The weather can also delay the allergy season or cut it short, but that’s not necessarily a good thing either, as plants can make up for lost time by unloading more pollen, leading to heightened symptoms for allergy sufferers, including asthma attacks.
“As the concentration of pollen gets higher, the types of symptoms people have may change from nasal congestion and watery eyes to asthma-like symptoms—wheezing, coughing and shortness of breath,” says Harold Kim, an allergist in Kitchener, Ont., and president of the Canadian Society of Allergy and Clinical Immunology.
And just like ticks and mosquitoes, different plants are propagating in new regions of the country, exposing people to allergens they haven’t previously experienced. Ragweed, for instance, was typically only seen in the eastern part of Canada but is now showing up in Saskatchewan and Alberta.
How to protect yourself: Find out just what you’re allergic to by getting tested and figuring out when those allergens are in the air.

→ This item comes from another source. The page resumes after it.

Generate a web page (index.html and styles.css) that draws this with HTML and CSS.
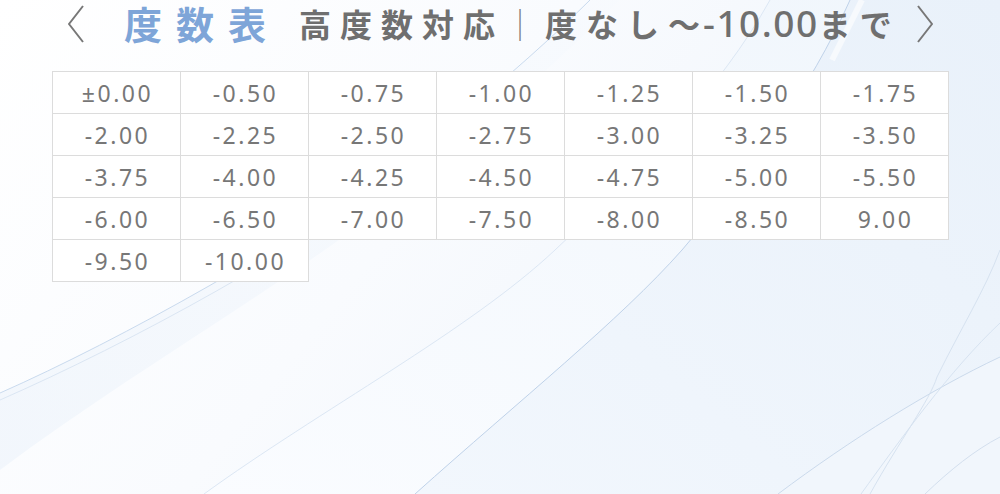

The Aerobiology Allergy Sufferers app provides personalized pollen forecasts up to three days in advance so you can plan when to have a picnic and when to stay inside. Keeping your windows shut and showering after being outside also helps. A HEPA air filter may decrease the allergens in your home, but Kim says there’s no proof your symptoms will improve.
If your allergies are acting up, antihistamines typically start working within hours and prescription nasal sprays within a week or two. Kim advises people to avoid sedating antihistamines (because they interfere with daily life) and over-the-counter nasal decongestants (which can cause a condition known as rebound congestion and make symptoms worse).

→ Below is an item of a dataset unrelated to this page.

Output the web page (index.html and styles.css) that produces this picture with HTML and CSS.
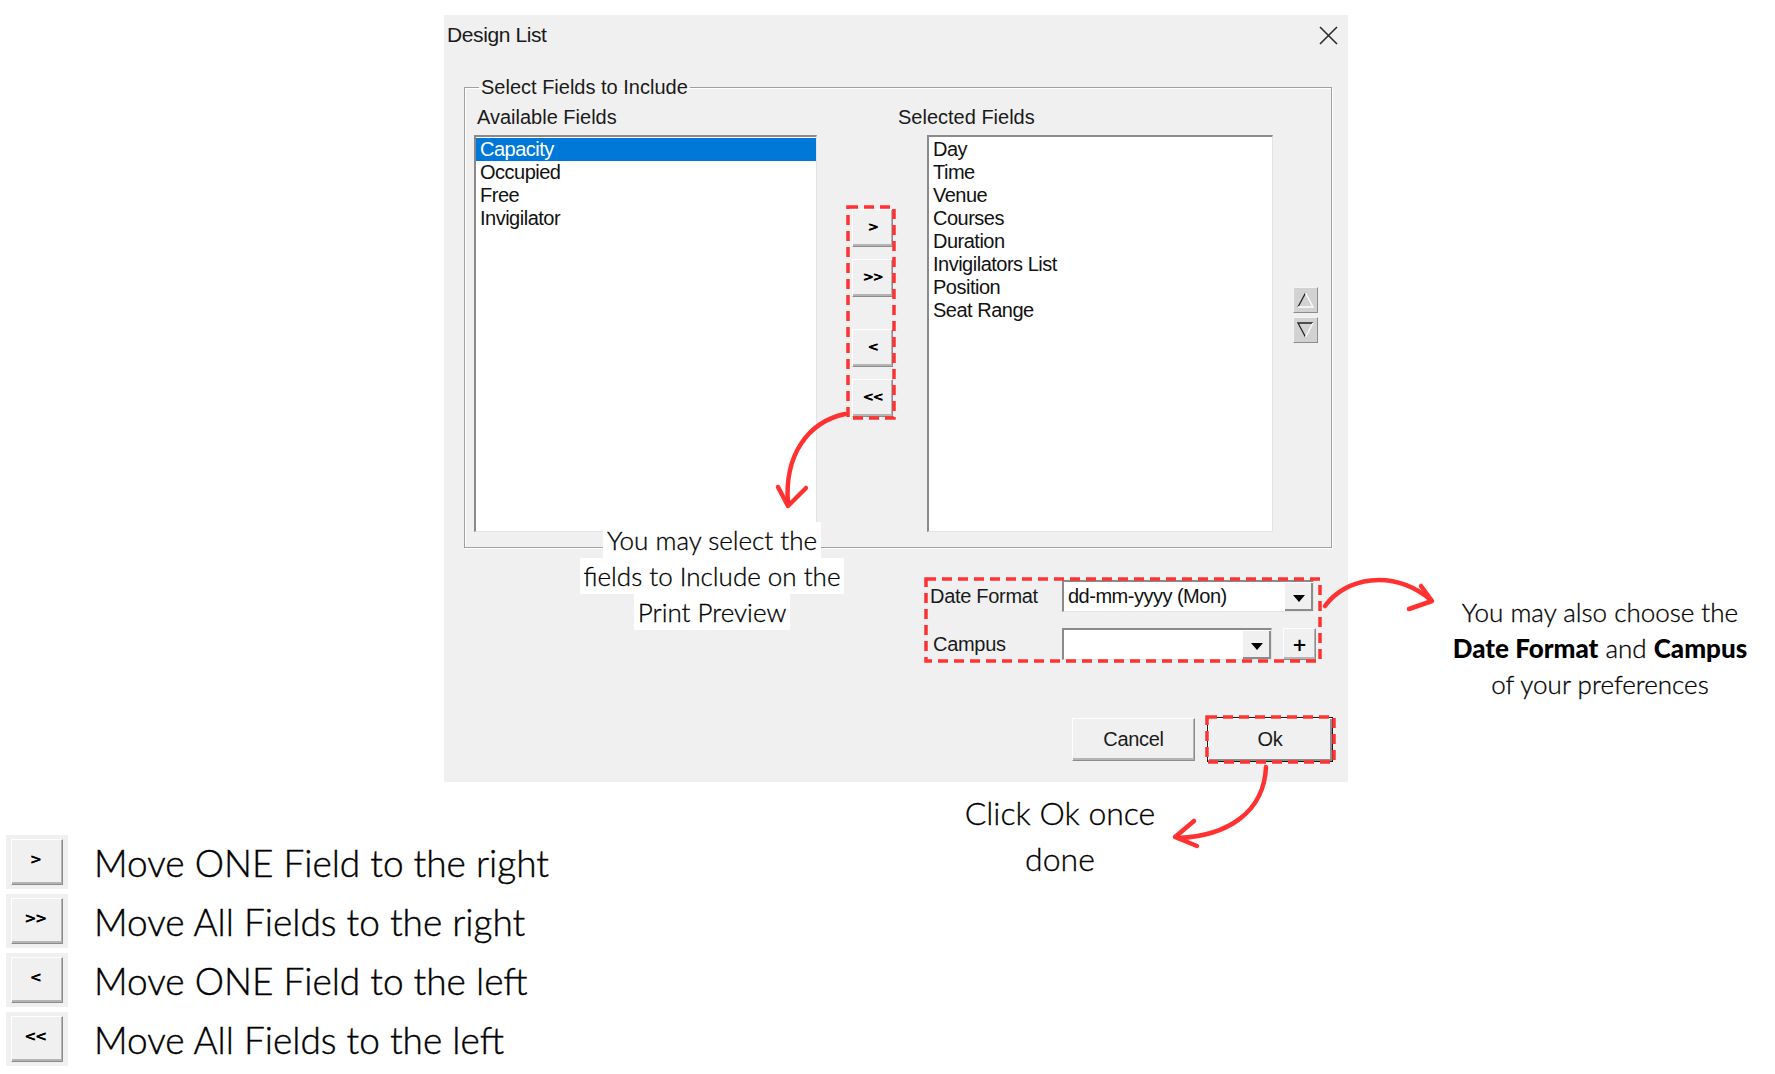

If you want a more permanent solution, immunotherapy might be an option. Injections expose you to the allergen in gradually increasing doses to build up a tolerance and are typically given at your doctor’s office once a week for about six months, followed by monthly shots for three to five years. You can also try tablets, which dissolve under your tongue and need to be taken daily, starting 12 weeks prior to the season through to the very end. “The shots and tablets don’t just treat the symptoms—they change your body’s response to the allergens,” Kim says, adding that 70 to 80 percent of people get significantly better with immunotherapy.
After Mawson and her family fled the fires near their home, they drove about 250 kilometres north and checked in with the Canadian Red Cross before staying with friends on their ranch. It wasn’t long though before the smoke followed them there. They had to spend most of their time inside, asthma puffers within reach.

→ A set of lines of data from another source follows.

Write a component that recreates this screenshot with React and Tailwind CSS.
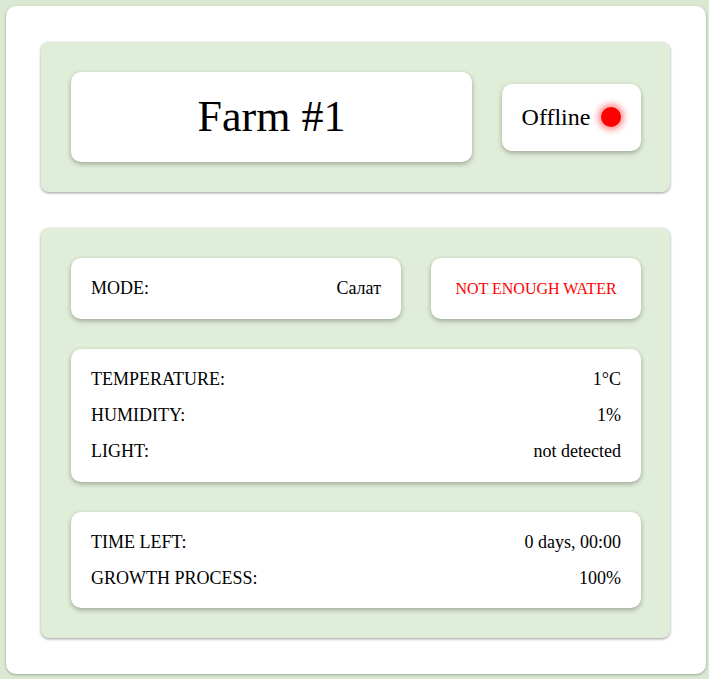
import React from 'react';

const Card = ({ className = '', children }) => (
  <div className={`bg-white rounded-[10px] shadow-[0_2px_5px_rgba(0,0,0,0.3)] ${className}`}>
    {children}
  </div>
);

const Row = ({ label, value }) => (
  <div className="flex h-9 items-center justify-between">
    <span>{label}</span>
    <span>{value}</span>
  </div>
);

export default function App() {
  return (
    <div className="min-h-[679px] bg-[#dbe9d3] pt-[6px] pb-[5px] pl-[6px] text-[18px] text-black font-['Liberation_Serif',serif]">
      <div className="w-[700px] bg-white rounded-[10px] shadow-[0_1px_3px_rgba(0,0,0,0.3)] pl-[35px] pr-[36px] py-[36px] flex flex-col gap-[36px]">
        <div className="bg-[#e0edd8] rounded-[8px] shadow-[0_1px_3px_rgba(0,0,0,0.4)] pl-[30px] pr-[29px] py-[30px] flex items-center gap-[30px]">
          <Card className="w-[401px] h-[90px] flex items-center justify-center">
            <span className="text-[44px]">Farm #1</span>
          </Card>
          <Card className="flex-1 h-[67px] flex items-center justify-center gap-[11px]">
            <span className="text-[24px]">Offline</span>
            <span className="w-5 h-5 rounded-full bg-[#ff0000] shadow-[0_0_6px_3px_rgba(255,0,0,0.45)]" />
          </Card>
        </div>

        <div className="bg-[#e0edd8] rounded-[8px] shadow-[0_1px_3px_rgba(0,0,0,0.4)] pl-[30px] pr-[29px] py-[30px] flex flex-col gap-[30px]">
          <div className="flex gap-[30px]">
            <Card className="w-[330px] h-[61px] px-5 flex items-center justify-between">
              <span>MODE:</span>
              <span>Салат</span>
            </Card>
            <Card className="flex-1 h-[61px] flex items-center justify-center">
              <span className="text-[16px] text-[#ff0000]">NOT ENOUGH WATER</span>
            </Card>
          </div>
          <Card className="h-[133px] px-5 flex flex-col justify-center">
            <Row label="TEMPERATURE:" value="1°C" />
            <Row label="HUMIDITY:" value="1%" />
            <Row label="LIGHT:" value="not detected" />
          </Card>
          <Card className="h-[96px] px-5 flex flex-col justify-center">
            <Row label="TIME LEFT:" value="0 days, 00:00" />
            <Row label="GROWTH PROCESS:" value="100%" />
          </Card>
        </div>
      </div>
    </div>
  );
}
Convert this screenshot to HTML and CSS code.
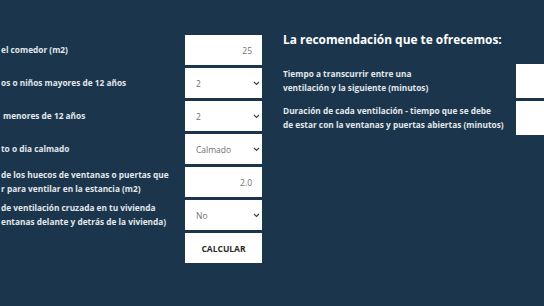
FILE: index.html
```html
<!DOCTYPE html>
<html lang="es">
<head>
<meta charset="utf-8">
<title>Calculadora de ventilación</title>
<link rel="stylesheet" href="styles.css">
</head>
<body>
<main class="page">
  <form class="calc">
    <label class="lbl" for="f1">el comedor (m2)</label>
    <input class="field num" id="f1" type="text" value="25">

    <label class="lbl" for="f2">os o niños mayores de 12 años</label>
    <div class="selwrap">
      <select class="field sel" id="f2"><option>2</option></select>
      <svg class="chev" viewBox="0 0 8 6" width="7" height="5"><path d="M1 1.2 L4 4.2 L7 1.2" fill="none" stroke="#444" stroke-width="1.4"/></svg>
    </div>

    <label class="lbl indent" for="f3">menores de 12 años</label>
    <div class="selwrap">
      <select class="field sel" id="f3"><option>2</option></select>
      <svg class="chev" viewBox="0 0 8 6" width="7" height="5"><path d="M1 1.2 L4 4.2 L7 1.2" fill="none" stroke="#444" stroke-width="1.4"/></svg>
    </div>

    <label class="lbl" for="f4">to o dia calmado</label>
    <div class="selwrap">
      <select class="field sel" id="f4"><option>Calmado</option></select>
      <svg class="chev" viewBox="0 0 8 6" width="7" height="5"><path d="M1 1.2 L4 4.2 L7 1.2" fill="none" stroke="#444" stroke-width="1.4"/></svg>
    </div>

    <label class="lbl" for="f5">de los huecos de ventanas o puertas que<br>r para ventilar en la estancia (m2)</label>
    <input class="field num" id="f5" type="text" value="2.0">

    <label class="lbl" for="f6">de ventilación cruzada en tu vivienda<br>entanas delante y detrás de la vivienda)</label>
    <div class="selwrap">
      <select class="field sel" id="f6"><option>No</option></select>
      <svg class="chev" viewBox="0 0 8 6" width="7" height="5"><path d="M1 1.2 L4 4.2 L7 1.2" fill="none" stroke="#444" stroke-width="1.4"/></svg>
    </div>

    <span class="lbl"></span>
    <button class="btn" type="button">CALCULAR</button>
  </form>

  <section class="result">
    <h2 class="title">La recomendación que te ofrecemos:</h2>
    <div class="res-row">
      <p class="res-lbl">Tiempo a transcurrir entre una<br>ventilación y la siguiente (minutos)</p>
      <div class="res-box"></div>
    </div>
    <div class="res-row">
      <p class="res-lbl">Duración de cada ventilación - tiempo que se debe<br>de estar con la ventanas y puertas abiertas (minutos)</p>
      <div class="res-box"></div>
    </div>
  </section>
</main>
</body>
</html>
```
FILE: styles.css
```css
* { box-sizing: border-box; }
html, body {
  margin: 0;
  height: 100%;
  background: #1b364c;
  overflow: hidden;
}
body {
  font-family: "Open Sans", "Noto Sans", sans-serif;
  color: #e2e7eb;
}
.page {
  display: flex;
  align-items: flex-start;
  padding-top: 30px;
  width: 100%;
}
.calc {
  display: grid;
  grid-template-columns: 175px 77px;
  column-gap: 10px;
  row-gap: 3px;
  grid-auto-rows: 30px;
  margin: 5px 0 0 0;
  flex: none;
}
.lbl {
  display: flex;
  align-items: center;
  font-size: 8.3px;
  font-weight: 700;
  line-height: 14px;
  padding-left: 1px;
  white-space: nowrap;
  overflow: hidden;
}
.indent { padding-left: 3px; }
.field {
  width: 77px;
  height: 30px;
  border: none;
  border-radius: 0;
  background: #fff;
  font-family: "Open Sans", "Noto Sans", sans-serif;
  font-size: 8.5px;
  color: #707070;
  margin: 0;
  outline: none;
}
.num {
  text-align: right;
  padding: 0 10px 0 8px;
}
.selwrap {
  position: relative;
  width: 77px;
  height: 30px;
}
.sel {
  display: block;
  appearance: none;
  -webkit-appearance: none;
  padding: 0 14px 0 11px;
}
.chev {
  position: absolute;
  right: 2px;
  top: 13px;
  pointer-events: none;
}
.btn {
  width: 77px;
  height: 30px;
  border: none;
  background: #fff;
  font-family: "Open Sans", "Noto Sans", sans-serif;
  font-size: 8.5px;
  font-weight: 700;
  color: #2b2b2b;
  padding: 0;
}
.result {
  margin-left: 21px;
  flex: 1;
  min-width: 0;
  overflow: hidden;
}
.title {
  margin: 0 0 16px 0;
  font-size: 11.9px;
  line-height: 18px;
  font-weight: 700;
  color: #fff;
  white-space: nowrap;
}
.res-row {
  display: flex;
  align-items: center;
  margin-bottom: 3px;
}
.res-lbl {
  margin: 0;
  width: 233px;
  flex: none;
  font-size: 8.3px;
  font-weight: 700;
  line-height: 14px;
  white-space: nowrap;
}
.res-box {
  flex: none;
  width: 60px;
  height: 34px;
  background: #fff;
}
```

When the evacuation order was finally lifted two and a half weeks later, they headed home. Mawson couldn’t help but cry as she drove by army personnel and signs welcoming back evacuees—she was moved by how everyone had come together to protect her community.
They were home and they were safe, but they weren’t in the clear. The smoke stuck around all summer, so Mawson kept the kids inside with the air filters running: no lake, no park, no trampoline. Last year wasn’t much better—they didn’t have to evacuate, but smoke from nearby fires forced them inside. Mawson now needs to use a puffer every day. She was also diagnosed with high blood pressure, which she attributes to the lack of clean air and the stress it caused, and suffers from mild post-traumatic stress disorder. “The sight of smoke actually causes a physiological reaction in my body of total anxiety,” she says. “When I hear a helicopter going over my house, my first thought is, ‘Where’s the fire?’”
Mawson is doing what she can to protect her family but believes more government action is needed to support individual efforts. Howard agrees. “The most important individual action anybody could take is to vote for politicians who take climate change seriously as a health risk,” says Howard. “If we can’t mitigate it now, we’re heading to a place our children can’t adapt to. Talk to your friends and family. The more we talk about it, the more we’re going to come up with solutions that will help keep everybody safe and healthy. We’re all in this situation, but we’re all in it together.”